Alors, voyons tout de suite comment Mme Bastier-Wagener prend la chose...




Merveilleuse apparition, n'est-il pas ?
Rien que sa façon de dire : "Nous vivons comme des bohémiens, mon fils et moi", pour moi, ça valait Oscar, César, Palme d'or, Ours, Lion et tout le bestiaire, par poignées de douze !
Et ce léger sourire vicieux sous la voilette, quand le médecin lui narre la raison de l’évasion de sa petite-nièce !!! 
On soulignera cependant au passage une grande maladresse du metteur en scène, car plutôt que de nous la faire découvrir, toute auréolée de mystère, dans cette scène splendide, il rate son effet en nous la montrant banalement quelques instants plus tôt, dans un plan nettement moins iconique et indispensable.
Enfin, passons...

Dans notre 2ème extrait, ça vire carrément au star-turn ; Chéreau ne peut pas cacher la profonde fascination - comme nous le comprenons ! - que Feuillère semble exercer sur lui.
Regardez bien l’autorité dans le moindre regard, le geste le plus anodin... C'est sublime, je ne vois pas d'autre mot !
Et cette façon déconcertante qu'elle a de passer en un claquement de doigts du mielleux - quand elle balance quelques excuses vaseuses justifiant l'internement de la pauvre Rampling - à la dureté la plus glaçante - dès qu'elle apprend qu'elle n'est plus là.
Je l'adore, je l'adore...





Et nous avons bien évidemment gardé le meilleur pour la fin, la cerise confite sur la pièce montée , le Nirvana, le Walhalla, l’ascenseur-express pour le 7ème ciel... le 8ème ou le 9ème même, peut-être, ne soyons pas chiche !
Si nous n'avions pas peur de tomber dans la trivialité la plus plate, nous vous dirions que c'est bandant, voire orgasmique !... Mais les glissades dans le sordide, très peu pour moi.

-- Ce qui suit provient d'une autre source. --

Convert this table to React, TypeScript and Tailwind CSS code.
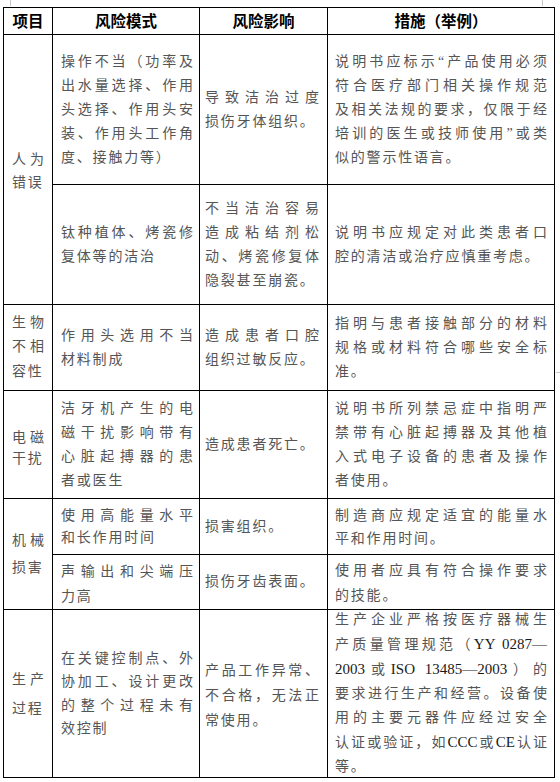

"Vous pourriez m’enfermer pendant 15 ans, je ne baiserais pas ce monsieur !"
C'est beau comme une crèche, non ? 

Bon, maintenant, s'il est (déjà) l'heure de dire "adieu" à Mme Bastier-Wagener, nous ne lancerons qu'un simple "au revoir" à Miss Feuillère, parce que vu son pedigree, les probabilités que nous la croisions à nouveau dans les parages dans un avenir plus ou moins proche nous semble des plus élevées !





* Comme l'avait surnommée  affectueusement Jean Gabin après qu'elle ait joué dans l'inénarrable "Golgotha" de Duvivier, l'épouse d'un célèbre procurateur de Judée très à cheval sur l’hygiène des mains.